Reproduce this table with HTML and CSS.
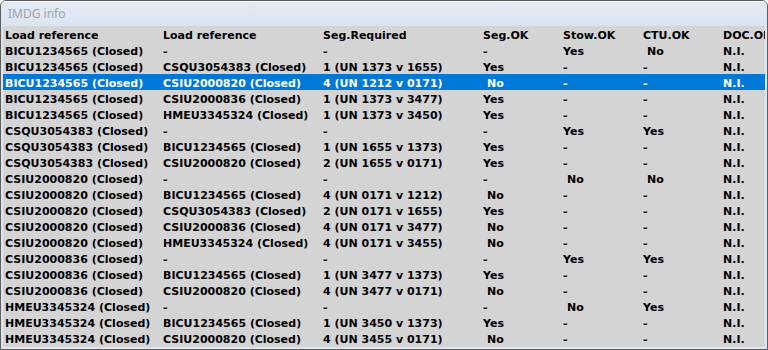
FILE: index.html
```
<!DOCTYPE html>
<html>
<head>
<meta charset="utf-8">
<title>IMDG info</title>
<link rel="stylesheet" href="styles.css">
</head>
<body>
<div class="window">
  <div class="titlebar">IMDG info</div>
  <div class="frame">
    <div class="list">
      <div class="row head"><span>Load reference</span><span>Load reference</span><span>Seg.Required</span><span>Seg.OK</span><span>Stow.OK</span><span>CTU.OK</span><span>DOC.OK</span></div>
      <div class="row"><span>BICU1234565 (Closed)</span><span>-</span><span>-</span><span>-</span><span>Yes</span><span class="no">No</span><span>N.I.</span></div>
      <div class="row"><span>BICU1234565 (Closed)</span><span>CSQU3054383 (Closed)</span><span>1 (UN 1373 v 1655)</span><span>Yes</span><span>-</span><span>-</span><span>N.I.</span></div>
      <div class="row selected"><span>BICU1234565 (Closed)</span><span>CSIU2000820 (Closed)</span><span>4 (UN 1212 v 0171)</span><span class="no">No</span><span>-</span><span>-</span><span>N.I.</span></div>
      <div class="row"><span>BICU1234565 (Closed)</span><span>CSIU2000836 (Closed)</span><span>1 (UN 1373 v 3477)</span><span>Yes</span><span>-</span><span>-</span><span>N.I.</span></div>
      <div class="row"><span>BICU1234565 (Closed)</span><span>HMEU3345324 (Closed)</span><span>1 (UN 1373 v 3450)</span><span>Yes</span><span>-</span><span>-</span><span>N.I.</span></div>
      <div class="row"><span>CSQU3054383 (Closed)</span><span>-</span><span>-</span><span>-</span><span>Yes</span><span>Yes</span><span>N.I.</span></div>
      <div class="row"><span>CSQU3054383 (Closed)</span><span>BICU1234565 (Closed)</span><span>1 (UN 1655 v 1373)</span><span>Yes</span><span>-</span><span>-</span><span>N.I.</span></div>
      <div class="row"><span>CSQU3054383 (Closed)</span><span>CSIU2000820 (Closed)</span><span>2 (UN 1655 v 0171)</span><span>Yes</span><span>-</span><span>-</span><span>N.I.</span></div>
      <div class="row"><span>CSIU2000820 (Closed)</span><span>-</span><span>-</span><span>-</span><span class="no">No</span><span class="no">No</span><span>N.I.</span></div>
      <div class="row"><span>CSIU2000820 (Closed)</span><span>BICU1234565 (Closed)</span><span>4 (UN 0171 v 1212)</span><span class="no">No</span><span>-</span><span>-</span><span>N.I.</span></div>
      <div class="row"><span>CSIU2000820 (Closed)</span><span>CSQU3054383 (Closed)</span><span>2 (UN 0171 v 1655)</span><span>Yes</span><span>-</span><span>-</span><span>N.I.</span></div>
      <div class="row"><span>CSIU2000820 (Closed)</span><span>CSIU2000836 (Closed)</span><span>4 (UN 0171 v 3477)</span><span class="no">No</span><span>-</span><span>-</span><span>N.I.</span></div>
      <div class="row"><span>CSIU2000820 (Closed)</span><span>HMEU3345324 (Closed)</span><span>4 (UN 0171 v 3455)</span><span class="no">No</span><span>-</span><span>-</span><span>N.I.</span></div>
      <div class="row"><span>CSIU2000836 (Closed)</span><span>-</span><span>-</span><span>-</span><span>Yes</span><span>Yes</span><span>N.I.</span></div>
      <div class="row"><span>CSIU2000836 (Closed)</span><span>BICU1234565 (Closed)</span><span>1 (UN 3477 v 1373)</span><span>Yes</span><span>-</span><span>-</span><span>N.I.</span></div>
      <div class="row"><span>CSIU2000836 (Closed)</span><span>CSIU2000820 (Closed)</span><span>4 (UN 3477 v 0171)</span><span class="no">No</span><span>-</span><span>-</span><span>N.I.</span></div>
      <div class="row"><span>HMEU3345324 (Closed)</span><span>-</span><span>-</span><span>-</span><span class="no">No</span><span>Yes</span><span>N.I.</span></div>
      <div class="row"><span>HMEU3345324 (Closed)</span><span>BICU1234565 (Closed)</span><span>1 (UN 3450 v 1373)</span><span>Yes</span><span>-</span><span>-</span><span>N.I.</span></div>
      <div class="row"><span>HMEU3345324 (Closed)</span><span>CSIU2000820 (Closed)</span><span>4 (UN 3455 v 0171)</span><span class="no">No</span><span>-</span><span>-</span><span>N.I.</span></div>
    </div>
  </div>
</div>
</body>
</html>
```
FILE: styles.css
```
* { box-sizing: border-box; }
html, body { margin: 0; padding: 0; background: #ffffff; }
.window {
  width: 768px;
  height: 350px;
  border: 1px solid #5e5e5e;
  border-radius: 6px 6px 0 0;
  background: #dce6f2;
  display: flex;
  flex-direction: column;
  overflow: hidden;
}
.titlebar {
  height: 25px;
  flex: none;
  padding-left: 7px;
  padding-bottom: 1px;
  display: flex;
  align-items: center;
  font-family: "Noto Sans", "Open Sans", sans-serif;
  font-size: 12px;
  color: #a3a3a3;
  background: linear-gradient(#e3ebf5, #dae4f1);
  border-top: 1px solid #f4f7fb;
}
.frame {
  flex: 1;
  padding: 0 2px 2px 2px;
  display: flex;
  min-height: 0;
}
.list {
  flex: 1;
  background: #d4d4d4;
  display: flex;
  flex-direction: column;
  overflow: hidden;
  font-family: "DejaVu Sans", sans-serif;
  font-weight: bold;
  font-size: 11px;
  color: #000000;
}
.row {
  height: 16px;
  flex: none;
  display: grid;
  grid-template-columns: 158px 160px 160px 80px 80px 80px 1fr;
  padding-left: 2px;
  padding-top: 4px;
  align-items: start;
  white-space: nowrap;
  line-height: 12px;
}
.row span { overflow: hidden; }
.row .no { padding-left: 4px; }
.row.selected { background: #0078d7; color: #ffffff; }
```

* * * * * * * * *

Write out the listing word for word, omitting the pictures it holds.

> EXPECTED OUTPUT
Reproduce this table with HTML and CSS.
FILE: index.html
```
<!DOCTYPE html>
<html>
<head>
<meta charset="utf-8">
<title>IMDG info</title>
<link rel="stylesheet" href="styles.css">
</head>
<body>
<div class="window">
  <div class="titlebar">IMDG info</div>
  <div class="frame">
    <div class="list">
      <div class="row head"><span>Load reference</span><span>Load reference</span><span>Seg.Required</span><span>Seg.OK</span><span>Stow.OK</span><span>CTU.OK</span><span>DOC.OK</span></div>
      <div class="row"><span>BICU1234565 (Closed)</span><span>-</span><span>-</span><span>-</span><span>Yes</span><span class="no">No</span><span>N.I.</span></div>
      <div class="row"><span>BICU1234565 (Closed)</span><span>CSQU3054383 (Closed)</span><span>1 (UN 1373 v 1655)</span><span>Yes</span><span>-</span><span>-</span><span>N.I.</span></div>
      <div class="row selected"><span>BICU1234565 (Closed)</span><span>CSIU2000820 (Closed)</span><span>4 (UN 1212 v 0171)</span><span class="no">No</span><span>-</span><span>-</span><span>N.I.</span></div>
      <div class="row"><span>BICU1234565 (Closed)</span><span>CSIU2000836 (Closed)</span><span>1 (UN 1373 v 3477)</span><span>Yes</span><span>-</span><span>-</span><span>N.I.</span></div>
      <div class="row"><span>BICU1234565 (Closed)</span><span>HMEU3345324 (Closed)</span><span>1 (UN 1373 v 3450)</span><span>Yes</span><span>-</span><span>-</span><span>N.I.</span></div>
      <div class="row"><span>CSQU3054383 (Closed)</span><span>-</span><span>-</span><span>-</span><span>Yes</span><span>Yes</span><span>N.I.</span></div>
      <div class="row"><span>CSQU3054383 (Closed)</span><span>BICU1234565 (Closed)</span><span>1 (UN 1655 v 1373)</span><span>Yes</span><span>-</span><span>-</span><span>N.I.</span></div>
      <div class="row"><span>CSQU3054383 (Closed)</span><span>CSIU2000820 (Closed)</span><span>2 (UN 1655 v 0171)</span><span>Yes</span><span>-</span><span>-</span><span>N.I.</span></div>
      <div class="row"><span>CSIU2000820 (Closed)</span><span>-</span><span>-</span><span>-</span><span class="no">No</span><span class="no">No</span><span>N.I.</span></div>
      <div class="row"><span>CSIU2000820 (Closed)</span><span>BICU1234565 (Closed)</span><span>4 (UN 0171 v 1212)</span><span class="no">No</span><span>-</span><span>-</span><span>N.I.</span></div>
      <div class="row"><span>CSIU2000820 (Closed)</span><span>CSQU3054383 (Closed)</span><span>2 (UN 0171 v 1655)</span><span>Yes</span><span>-</span><span>-</span><span>N.I.</span></div>
      <div class="row"><span>CSIU2000820 (Closed)</span><span>CSIU2000836 (Closed)</span><span>4 (UN 0171 v 3477)</span><span class="no">No</span><span>-</span><span>-</span><span>N.I.</span></div>
      <div class="row"><span>CSIU2000820 (Closed)</span><span>HMEU3345324 (Closed)</span><span>4 (UN 0171 v 3455)</span><span class="no">No</span><span>-</span><span>-</span><span>N.I.</span></div>
      <div class="row"><span>CSIU2000836 (Closed)</span><span>-</span><span>-</span><span>-</span><span>Yes</span><span>Yes</span><span>N.I.</span></div>
      <div class="row"><span>CSIU2000836 (Closed)</span><span>BICU1234565 (Closed)</span><span>1 (UN 3477 v 1373)</span><span>Yes</span><span>-</span><span>-</span><span>N.I.</span></div>
      <div class="row"><span>CSIU2000836 (Closed)</span><span>CSIU2000820 (Closed)</span><span>4 (UN 3477 v 0171)</span><span class="no">No</span><span>-</span><span>-</span><span>N.I.</span></div>
      <div class="row"><span>HMEU3345324 (Closed)</span><span>-</span><span>-</span><span>-</span><span class="no">No</span><span>Yes</span><span>N.I.</span></div>
      <div class="row"><span>HMEU3345324 (Closed)</span><span>BICU1234565 (Closed)</span><span>1 (UN 3450 v 1373)</span><span>Yes</span><span>-</span><span>-</span><span>N.I.</span></div>
      <div class="row"><span>HMEU3345324 (Closed)</span><span>CSIU2000820 (Closed)</span><span>4 (UN 3455 v 0171)</span><span class="no">No</span><span>-</span><span>-</span><span>N.I.</span></div>
    </div>
  </div>
</div>
</body>
</html>
```
FILE: styles.css
```
* { box-sizing: border-box; }
html, body { margin: 0; padding: 0; background: #ffffff; }
.window {
  width: 768px;
  height: 350px;
  border: 1px solid #5e5e5e;
  border-radius: 6px 6px 0 0;
  background: #dce6f2;
  display: flex;
  flex-direction: column;
  overflow: hidden;
}
.titlebar {
  height: 25px;
  flex: none;
  padding-left: 7px;
  padding-bottom: 1px;
  display: flex;
  align-items: center;
  font-family: "Noto Sans", "Open Sans", sans-serif;
  font-size: 12px;
  color: #a3a3a3;
  background: linear-gradient(#e3ebf5, #dae4f1);
  border-top: 1px solid #f4f7fb;
}
.frame {
  flex: 1;
  padding: 0 2px 2px 2px;
  display: flex;
  min-height: 0;
}
.list {
  flex: 1;
  background: #d4d4d4;
  display: flex;
  flex-direction: column;
  overflow: hidden;
  font-family: "DejaVu Sans", sans-serif;
  font-weight: bold;
  font-size: 11px;
  color: #000000;
}
.row {
  height: 16px;
  flex: none;
  display: grid;
  grid-template-columns: 158px 160px 160px 80px 80px 80px 1fr;
  padding-left: 2px;
  padding-top: 4px;
  align-items: start;
  white-space: nowrap;
  line-height: 12px;
}
.row span { overflow: hidden; }
.row .no { padding-left: 4px; }
.row.selected { background: #0078d7; color: #ffffff; }
```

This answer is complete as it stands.